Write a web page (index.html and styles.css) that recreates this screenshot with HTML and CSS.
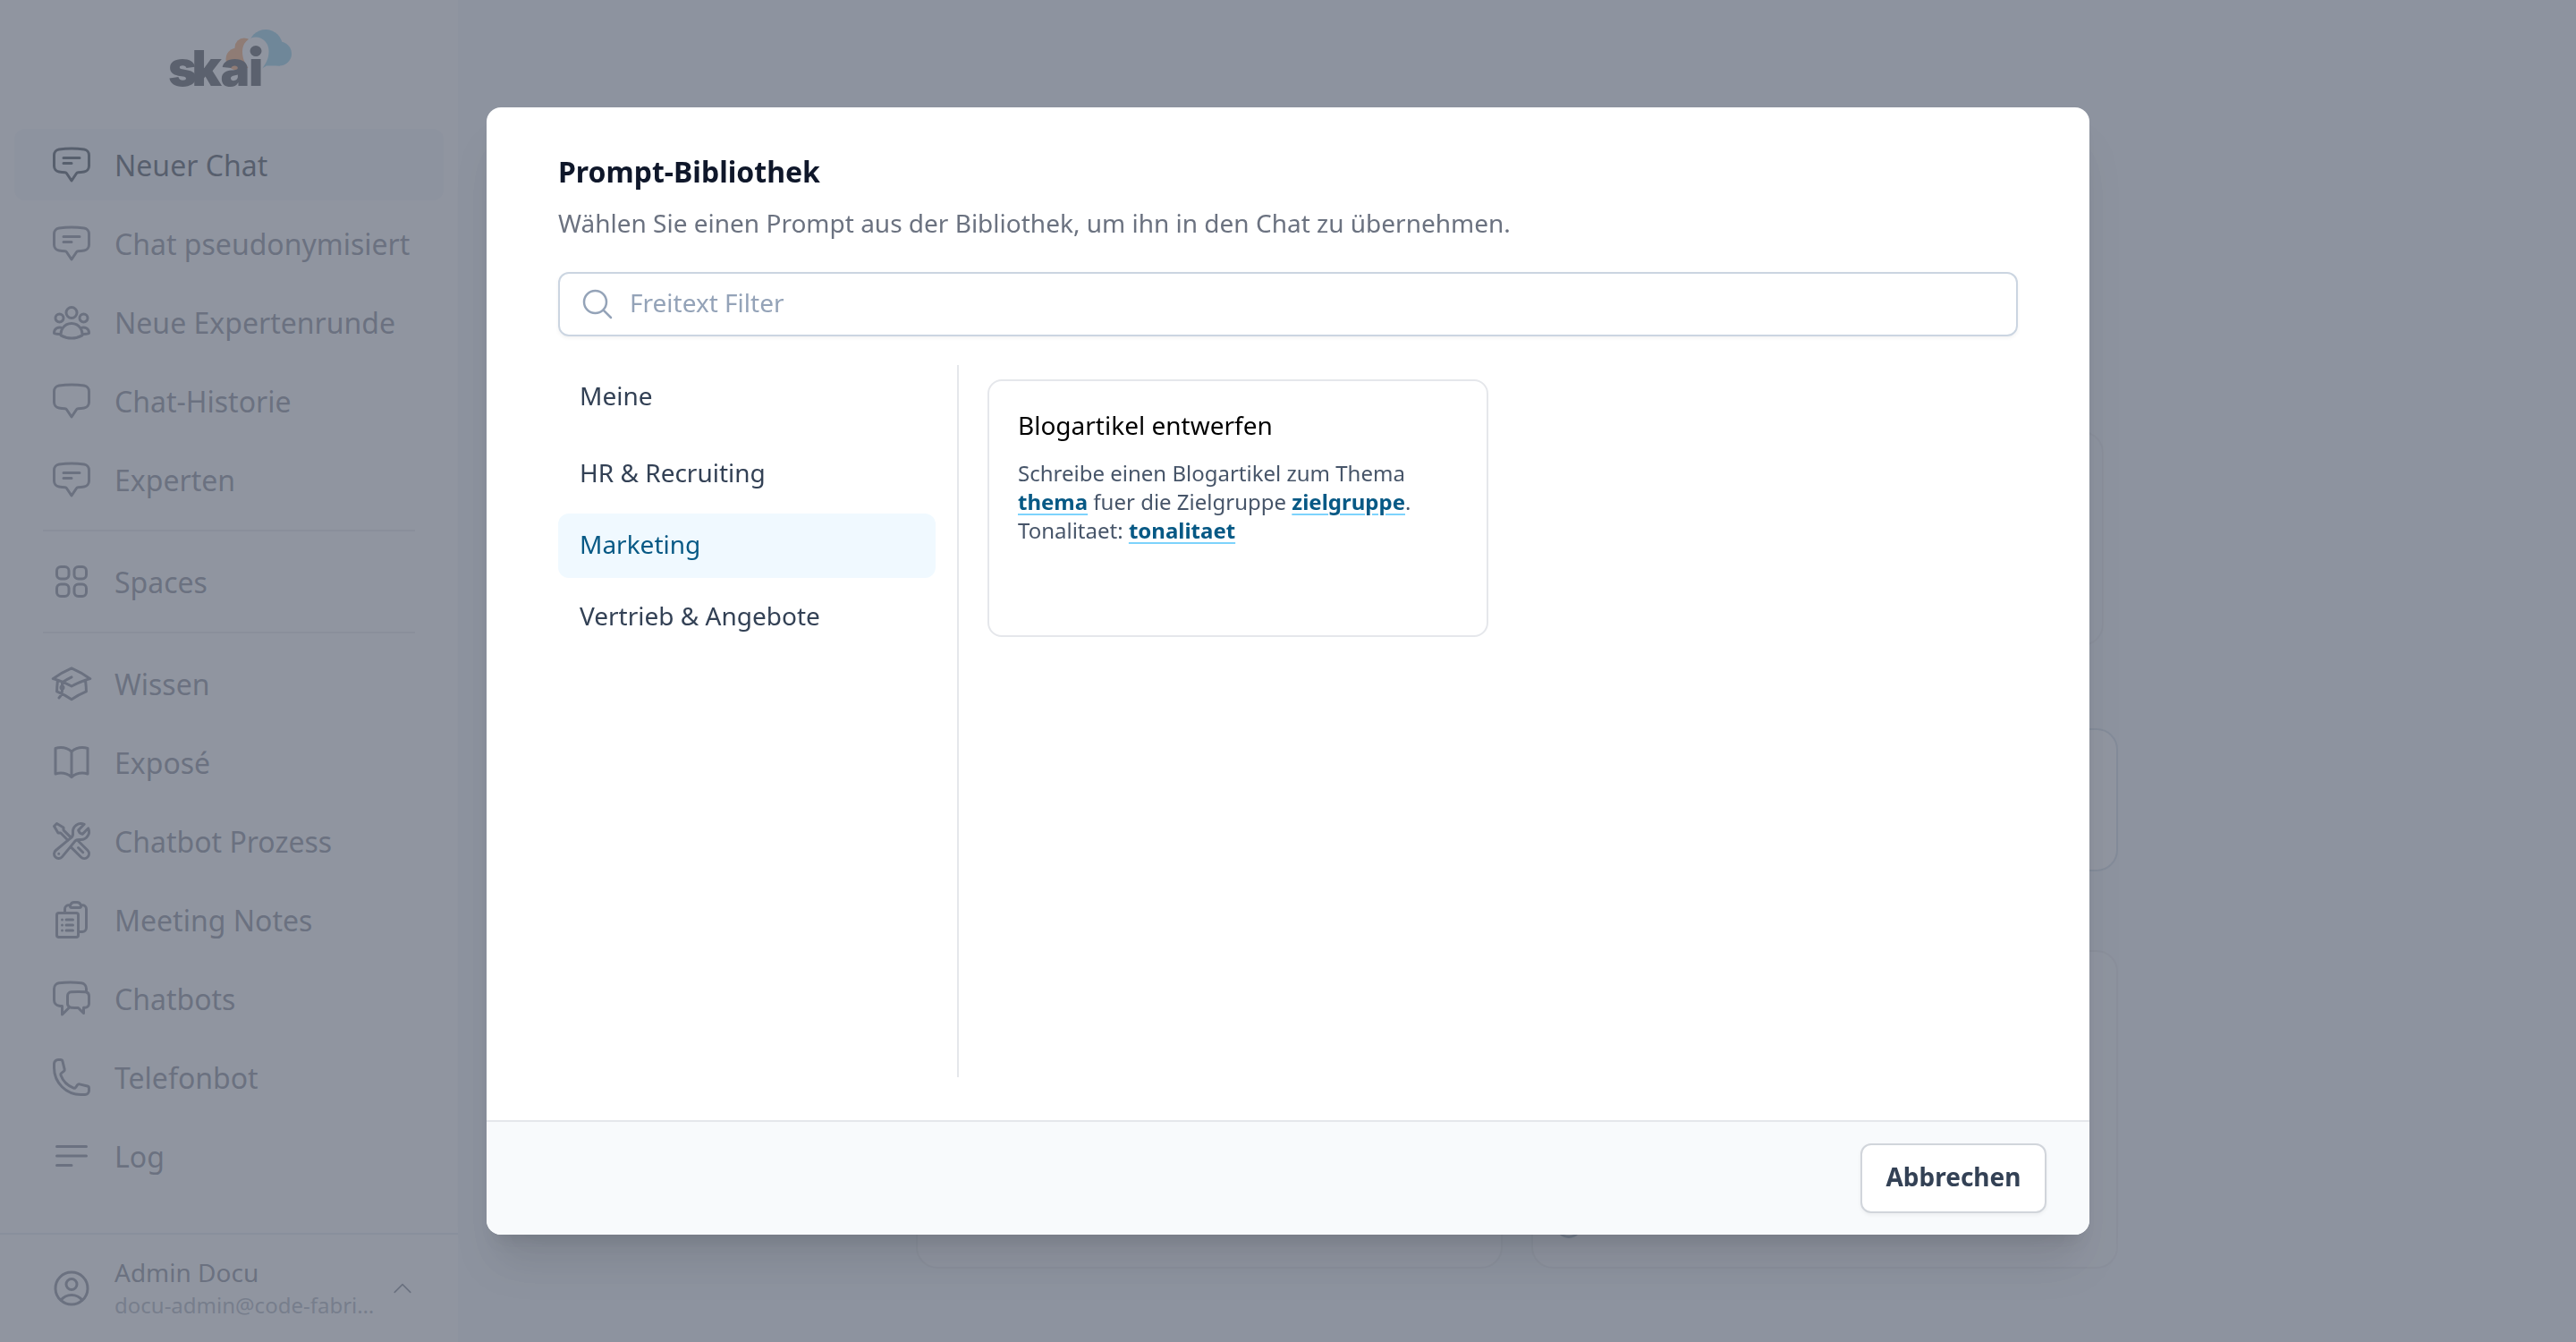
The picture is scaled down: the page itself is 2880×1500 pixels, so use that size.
FILE: index.html
```
<!DOCTYPE html>
<html lang="de">
<head>
  <meta charset="utf-8">
  <title>skai - Prompt-Bibliothek</title>
  <link rel="stylesheet" href="styles.css">
</head>
<body>
  <div class="app">
    <aside class="sidebar">
      <div class="logo">
        <svg width="144" height="72" viewBox="184 28 144 72">
          <g fill="#fb9a55">
            <circle cx="273" cy="53" r="10.500"/>
            <circle cx="265" cy="66" r="12.500"/>
            <path d="M264 52h18v24h-20z"/>
          </g>
          <g fill="#7cc6e4">
            <circle cx="297" cy="52" r="19"/>
            <circle cx="312.500" cy="60" r="13.500"/>
            <path d="M292 50h21v23.500h-15l-5 3z"/>
          </g>
          <path fill="#fff" d="M286 41.500a14.500 15.500 0 0 1 14.500 16c0 8-3 13-7.500 19.500V98h-14V78c-5-7-8-12-8-20.500a15 15.500 0 0 1 15-16z"/>
          <text class="logo-text" x="188 214.500 246.500 278" y="95.500">skai</text>
          <ellipse cx="286" cy="57" rx="6.500" ry="6" fill="#2f3238"/>
        </svg>
      </div>
      <nav class="nav">
        <a class="nav-item active" href="#"><svg class="icon" viewBox="0 0 24 24"><path d="M7.500 8.250h9m-9 3H12m-9.750 1.510c0 1.600 1.123 2.994 2.707 3.227 1.129.166 2.270.293 3.423.379.350.026.670.210.865.501L12 21l2.755-4.133a1.140 1.140 0 0 1 .865-.501 48.172 48.172 0 0 0 3.423-.379c1.584-.233 2.707-1.626 2.707-3.228V6.741c0-1.602-1.123-2.995-2.707-3.228A48.394 48.394 0 0 0 12 3c-2.392 0-4.744.175-7.043.513C3.373 3.746 2.250 5.140 2.250 6.741v6.018Z"/></svg>Neuer Chat</a>
        <a class="nav-item" href="#"><svg class="icon" viewBox="0 0 24 24"><path d="M7.500 8.250h9m-9 3H12m-9.750 1.510c0 1.600 1.123 2.994 2.707 3.227 1.129.166 2.270.293 3.423.379.350.026.670.210.865.501L12 21l2.755-4.133a1.140 1.140 0 0 1 .865-.501 48.172 48.172 0 0 0 3.423-.379c1.584-.233 2.707-1.626 2.707-3.228V6.741c0-1.602-1.123-2.995-2.707-3.228A48.394 48.394 0 0 0 12 3c-2.392 0-4.744.175-7.043.513C3.373 3.746 2.250 5.140 2.250 6.741v6.018Z"/></svg>Chat pseudonymisiert</a>
        <a class="nav-item" href="#"><svg class="icon" viewBox="0 0 24 24"><path d="M18 18.720a9.094 9.094 0 0 0 3.741-.479 3 3 0 0 0-4.682-2.720m.940 3.198.001.031c0 .225-.012.447-.037.666A11.944 11.944 0 0 1 12 21c-2.170 0-4.207-.576-5.963-1.584A6.062 6.062 0 0 1 6 18.719m12 0a5.971 5.971 0 0 0-.941-3.197m0 0A5.995 5.995 0 0 0 12 12.750a5.995 5.995 0 0 0-5.058 2.772m0 0a3 3 0 0 0-4.681 2.720 8.986 8.986 0 0 0 3.740.477m.940-3.197a5.971 5.971 0 0 0-.940 3.197M15 6.750a3 3 0 1 1-6 0 3 3 0 0 1 6 0Zm6 3a2.250 2.250 0 1 1-4.500 0 2.250 2.250 0 0 1 4.500 0Zm-13.500 0a2.250 2.250 0 1 1-4.500 0 2.250 2.250 0 0 1 4.500 0Z"/></svg>Neue Expertenrunde</a>
        <a class="nav-item" href="#"><svg class="icon" viewBox="0 0 24 24"><path d="M2.250 12.760c0 1.600 1.123 2.994 2.707 3.227 1.129.166 2.270.293 3.423.379.350.026.670.210.865.501L12 21l2.755-4.133a1.140 1.140 0 0 1 .865-.501 48.172 48.172 0 0 0 3.423-.379c1.584-.233 2.707-1.626 2.707-3.228V6.741c0-1.602-1.123-2.995-2.707-3.228A48.394 48.394 0 0 0 12 3c-2.392 0-4.744.175-7.043.513C3.373 3.746 2.250 5.140 2.250 6.741v6.018Z"/></svg>Chat-Historie</a>
        <a class="nav-item" href="#"><svg class="icon" viewBox="0 0 24 24"><path d="M7.500 8.250h9m-9 3H12m-9.750 1.510c0 1.600 1.123 2.994 2.707 3.227 1.129.166 2.270.293 3.423.379.350.026.670.210.865.501L12 21l2.755-4.133a1.140 1.140 0 0 1 .865-.501 48.172 48.172 0 0 0 3.423-.379c1.584-.233 2.707-1.626 2.707-3.228V6.741c0-1.602-1.123-2.995-2.707-3.228A48.394 48.394 0 0 0 12 3c-2.392 0-4.744.175-7.043.513C3.373 3.746 2.250 5.140 2.250 6.741v6.018Z"/></svg>Experten</a>
        <div class="nav-divider"></div>
        <a class="nav-item" href="#"><svg class="icon" viewBox="0 0 24 24"><rect x="3.750" y="3.750" width="6.750" height="6.750" rx="2.250"/><rect x="13.500" y="3.750" width="6.750" height="6.750" rx="2.250"/><rect x="3.750" y="13.500" width="6.750" height="6.750" rx="2.250"/><rect x="13.500" y="13.500" width="6.750" height="6.750" rx="2.250"/></svg>Spaces</a>
        <div class="nav-divider"></div>
        <a class="nav-item" href="#"><svg class="icon" viewBox="0 0 24 24"><path d="M4.260 10.147a60.438 60.438 0 0 0-.491 6.347A48.620 48.620 0 0 1 12 20.904a48.620 48.620 0 0 1 8.232-4.410 60.460 60.460 0 0 0-.491-6.347m-15.482 0a50.636 50.636 0 0 0-2.658-.813A59.906 59.906 0 0 1 12 3.493a59.903 59.903 0 0 1 10.399 5.840c-.896.248-1.783.520-2.658.814m-15.482 0A50.717 50.717 0 0 1 12 13.489a50.702 50.702 0 0 1 7.740-3.342M6.750 15a.750.750 0 1 0 0-1.500.750.750 0 0 0 0 1.500Zm0 0v-3.675A55.378 55.378 0 0 1 12 8.443m-7.007 11.550A5.981 5.981 0 0 0 6.750 15.750v-1.500"/></svg>Wissen</a>
        <a class="nav-item" href="#"><svg class="icon" viewBox="0 0 24 24"><path d="M12 6.042A8.967 8.967 0 0 0 6 3.750c-1.052 0-2.062.180-3 .512v14.250A8.987 8.987 0 0 1 6 18c2.305 0 4.408.867 6 2.292m0-14.250a8.966 8.966 0 0 1 6-2.292c1.052 0 2.062.180 3 .512v14.250A8.987 8.987 0 0 0 18 18a8.967 8.967 0 0 0-6 2.292m0-14.250v14.250"/></svg>Exposé</a>
        <a class="nav-item" href="#"><svg class="icon" viewBox="0 0 24 24"><path d="M11.420 15.170 17.250 21A2.652 2.652 0 0 0 21 17.250l-5.877-5.877M11.420 15.170l2.496-3.030c.317-.384.740-.626 1.208-.766M11.420 15.170l-4.655 5.653a2.548 2.548 0 1 1-3.586-3.586l6.837-5.630m5.108-.233c.550-.164 1.163-.188 1.743-.140a4.500 4.500 0 0 0 4.486-6.336l-3.276 3.277a3.004 3.004 0 0 1-2.250-2.250l3.276-3.276a4.500 4.500 0 0 0-6.336 4.486c.091 1.076-.071 2.264-.904 2.950l-.102.085m-1.745 1.437L5.909 7.500H4.500L2.250 3.750l1.500-1.500L7.500 4.500v1.409l4.260 4.260m-1.745 1.437 1.745-1.437m6.615 8.206L15.750 15.750M4.867 19.125h.008v.008h-.008v-.008Z"/></svg>Chatbot Prozess</a>
        <a class="nav-item" href="#"><svg class="icon" viewBox="0 0 24 24"><path d="M9 12h3.750M9 15h3.750M9 18h3.750m3 .750H18a2.250 2.250 0 0 0 2.250-2.250V6.108c0-1.135-.845-2.098-1.976-2.192a48.424 48.424 0 0 0-1.123-.080m-5.801 0c-.065.210-.100.433-.100.664 0 .414.336.750.750.750h4.500a.750.750 0 0 0 .750-.750 2.250 2.250 0 0 0-.100-.664m-5.800 0A2.251 2.251 0 0 1 13.500 2.250H15c1.012 0 1.867.668 2.150 1.586m-5.800 0c-.376.023-.750.050-1.124.080C9.095 4.010 8.250 4.973 8.250 6.108V8.250m0 0H4.875c-.621 0-1.125.504-1.125 1.125v11.250c0 .621.504 1.125 1.125 1.125h9.750c.621 0 1.125-.504 1.125-1.125V9.375c0-.621-.504-1.125-1.125-1.125H8.250ZM6.750 12h.008v.008H6.750V12Zm0 3h.008v.008H6.750V15Zm0 3h.008v.008H6.750V18Z"/></svg>Meeting Notes</a>
        <a class="nav-item" href="#"><svg class="icon" viewBox="0 0 24 24"><path d="M20.250 8.511c.884.284 1.500 1.128 1.500 2.097v4.286c0 1.136-.847 2.100-1.980 2.193-.340.027-.680.052-1.020.072v3.091l-3-3c-1.354 0-2.694-.055-4.020-.163a2.115 2.115 0 0 1-.825-.242m9.345-8.334a2.126 2.126 0 0 0-.476-.095 48.640 48.640 0 0 0-8.048 0c-1.131.094-1.976 1.057-1.976 2.192v4.286c0 .837.460 1.580 1.155 1.951m9.345-8.334V6.637c0-1.621-1.152-3.026-2.760-3.235A48.455 48.455 0 0 0 11.250 3c-2.115 0-4.198.137-6.240.402-1.608.209-2.760 1.614-2.760 3.235v6.226c0 1.621 1.152 3.026 2.760 3.235.577.075 1.157.140 1.740.194V21l4.155-4.155"/></svg>Chatbots</a>
        <a class="nav-item" href="#"><svg class="icon" viewBox="0 0 24 24"><path d="M2.250 6.750c0 8.284 6.716 15 15 15h2.250a2.250 2.250 0 0 0 2.250-2.250v-1.372c0-.516-.351-.966-.852-1.091l-4.423-1.106c-.440-.110-.902.055-1.173.417l-.970 1.293c-.282.376-.769.542-1.210.380a12.035 12.035 0 0 1-7.143-7.143c-.162-.441.004-.928.380-1.210l1.293-.970c.363-.271.527-.734.417-1.173L6.963 3.102a1.125 1.125 0 0 0-1.091-.852H4.500A2.250 2.250 0 0 0 2.250 4.500v2.250Z"/></svg>Telefonbot</a>
        <a class="nav-item" href="#"><svg class="icon" viewBox="0 0 24 24"><path d="M3.750 6.750h16.500M3.750 12h16.500m-16.500 5.250H12"/></svg>Log</a>
      </nav>
      <div class="user">
        <svg class="icon" viewBox="0 0 24 24"><path d="M17.982 18.725A7.488 7.488 0 0 0 12 15.750a7.488 7.488 0 0 0-5.982 2.975m11.963 0a9 9 0 1 0-11.963 0m11.963 0A8.966 8.966 0 0 1 12 21a8.966 8.966 0 0 1-5.982-2.275M15 9.750a3 3 0 1 1-6 0 3 3 0 0 1 6 0Z"/></svg>
        <div class="user-info">
          <div class="user-name">Admin Docu</div>
          <div class="user-mail">docu-admin@code-fabrik.com</div>
        </div>
        <svg class="icon chevron" viewBox="0 0 24 24"><path d="m4.500 15.750 7.500-7.500 7.500 7.500"/></svg>
      </div>
    </aside>

    <main class="main">
      <div class="panel panel-intro"></div>
      <div class="panel panel-input"></div>
      <div class="panel-row">
        <div class="panel"></div>
        <div class="panel panel-radio"><span class="radio"></span></div>
      </div>
    </main>
  </div>

  <div class="overlay">
    <div class="modal">
      <div class="modal-body">
        <h2>Prompt-Bibliothek</h2>
        <p class="subtitle">Wählen Sie einen Prompt aus der Bibliothek, um ihn in den Chat zu übernehmen.</p>
        <div class="search">
          <svg class="icon search-icon" viewBox="0 0 24 24"><path d="m21 21-5.197-5.197m0 0A7.500 7.500 0 1 0 5.196 5.196a7.500 7.500 0 0 0 10.607 10.607Z"/></svg>
          <input type="text" placeholder="Freitext Filter">
        </div>
        <div class="library">
          <div class="categories">
            <button class="category own">Meine</button>
            <button class="category">HR &amp; Recruiting</button>
            <button class="category selected">Marketing</button>
            <button class="category">Vertrieb &amp; Angebote</button>
          </div>
          <div class="prompts">
            <div class="prompt-card">
              <h3>Blogartikel entwerfen</h3>
              <p>Schreibe einen Blogartikel zum Thema <b>thema</b> fuer die Zielgruppe <b>zielgruppe</b>. Tonalitaet: <b>tonalitaet</b></p>
            </div>
          </div>
        </div>
      </div>
      <div class="modal-footer">
        <button class="cancel-btn">Abbrechen</button>
      </div>
    </div>
  </div>
</body>
</html>
```
FILE: styles.css
```
* {
  box-sizing: border-box;
}

body {
  margin: 0;
  font-family: "Noto Sans", sans-serif;
  height: 1500px;
  overflow: hidden;
}

h2, h3, p {
  margin: 0;
}

button, input {
  font-family: inherit;
}

.app {
  display: flex;
  height: 1500px;
  background: #f1f5f9;
}

.icon {
  flex: none;
  width: 48px;
  height: 48px;
  fill: none;
  stroke: currentColor;
  stroke-width: 1.5;
  stroke-linecap: round;
  stroke-linejoin: round;
}

/* Sidebar */
.sidebar {
  display: flex;
  flex-direction: column;
  width: 512px;
  background: #fff;
  color: #6b7280;
}

.logo {
  display: flex;
  justify-content: center;
  height: 144px;
  padding-top: 28px;
}

.logo-text {
  font-family: Inter, sans-serif;
  font-weight: 900;
  font-size: 55px;
  fill: #2f3238;
}

.nav {
  display: flex;
  flex-direction: column;
  gap: 8px;
  flex: 1;
  padding: 0 16px;
}

.nav-item {
  display: flex;
  align-items: center;
  gap: 24px;
  height: 80px;
  padding-left: 40px;
  border-radius: 12px;
  font-size: 32px;
  color: inherit;
  text-decoration: none;
}

.nav-item.active {
  background: #f1f5f9;
  color: #1f2937;
}

.nav-divider {
  height: 2px;
  margin: 8px 32px;
  background: #e5e7eb;
}

.user {
  display: flex;
  align-items: center;
  height: 122px;
  padding: 0 48px 0 56px;
  border-top: 2px solid #e2e8f0;
}

.user-info {
  flex: 1;
  min-width: 0;
  margin: 0 16px 2px 24px;
}

.user-name {
  font-size: 28px;
  line-height: 40px;
}

.user-mail {
  overflow: hidden;
  font-size: 24px;
  line-height: 34px;
  color: #9ca3af;
  text-overflow: ellipsis;
  white-space: nowrap;
}

.chevron {
  width: 28px;
  height: 28px;
}

/* Chat page behind the dialog */
.main {
  width: 1344px;
  margin: 0 auto;
  padding-top: 482px;
}

.panel {
  border: 2px solid #e5e7eb;
  border-radius: 24px;
}

.panel-intro {
  height: 240px;
  margin: 0 16px;
}

.panel-input {
  height: 160px;
  margin-top: 92px;
  border-color: #cbd5e1;
  background: #fff;
}

.panel-row {
  display: grid;
  grid-template-columns: 1fr 1fr;
  gap: 32px;
  height: 356px;
  margin-top: 88px;
}

.panel-row .panel {
  background: #f8fafc;
}

.panel-radio {
  display: flex;
  align-items: flex-end;
  padding: 0 0 32px 25px;
}

.radio {
  width: 30px;
  height: 30px;
  border: 3px solid #94a3b8;
  border-radius: 50%;
}

/* Dialog */
.overlay {
  position: fixed;
  inset: 0;
  display: flex;
  align-items: center;
  justify-content: center;
  background: rgba(107, 114, 128, 0.75);
}

.modal {
  display: flex;
  flex-direction: column;
  width: 1792px;
  height: 1260px;
  overflow: hidden;
  border-radius: 16px;
  background: #fff;
  box-shadow: 0 40px 50px -10px rgba(0, 0, 0, 0.1), 0 16px 20px -12px rgba(0, 0, 0, 0.1);
}

.modal-body {
  flex: 1;
  padding: 48px 80px;
}

.modal-body h2 {
  font-size: 32px;
  font-weight: 700;
  line-height: 48px;
  color: #0f172a;
}

.subtitle {
  margin-top: 12px;
  font-size: 28px;
  line-height: 42px;
  color: #6b7280;
}

.search {
  display: flex;
  align-items: center;
  gap: 16px;
  height: 72px;
  margin-top: 34px;
  padding: 0 22px;
  border: 2px solid #cbd5e1;
  border-radius: 12px;
  box-shadow: 0 2px 4px rgba(0, 0, 0, 0.05);
  color: #94a3b8;
}

.search-icon {
  width: 40px;
  height: 40px;
}

.search input {
  flex: 1;
  height: 100%;
  padding: 0 0 5px;
  border: 0;
  outline: 0;
  background: none;
  font-size: 28px;
}

.search input::placeholder {
  color: #94a3b8;
}

.library {
  display: flex;
  height: 796px;
  margin-top: 32px;
}

.categories {
  display: flex;
  flex-direction: column;
  gap: 8px;
  width: 448px;
  padding-right: 24px;
  border-right: 2px solid #e5e7eb;
}

.category {
  height: 72px;
  padding: 0 24px 5px;
  border: 0;
  border-radius: 12px;
  background: none;
  font-size: 28px;
  text-align: left;
  color: #334155;
}

.category.own {
  margin-bottom: 6px;
}

.category.selected {
  background: #f0f9ff;
  color: #075985;
}

.prompts {
  padding: 16px 0 0 32px;
}

.prompt-card {
  width: 560px;
  height: 288px;
  padding: 29px 32px;
  border: 2px solid #e5e7eb;
  border-radius: 16px;
}

.prompt-card h3 {
  font-size: 28px;
  font-weight: 400;
  line-height: 40px;
  color: #000;
}

.prompt-card p {
  margin-top: 18px;
  font-size: 24px;
  line-height: 32px;
  color: #475569;
}

.prompt-card b {
  font-weight: 700;
  color: #075985;
  text-decoration: underline;
  text-decoration-color: #7dd3fc;
  text-decoration-thickness: 2px;
  text-underline-offset: 4px;
}

.modal-footer {
  display: flex;
  align-items: center;
  justify-content: flex-end;
  height: 128px;
  padding: 0 48px;
  border-top: 2px solid #e5e7eb;
  background: #f8fafc;
}

.cancel-btn {
  width: 208px;
  height: 78px;
  padding: 0 0 4px;
  border: 2px solid #d1d5db;
  border-radius: 12px;
  background: #fff;
  box-shadow: 0 2px 4px rgba(0, 0, 0, 0.05);
  font-size: 28px;
  font-weight: 700;
  color: #334155;
}
```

-----

Report how many lines contain "html". Give nothing but the number.

▶ _Answer to the task_
5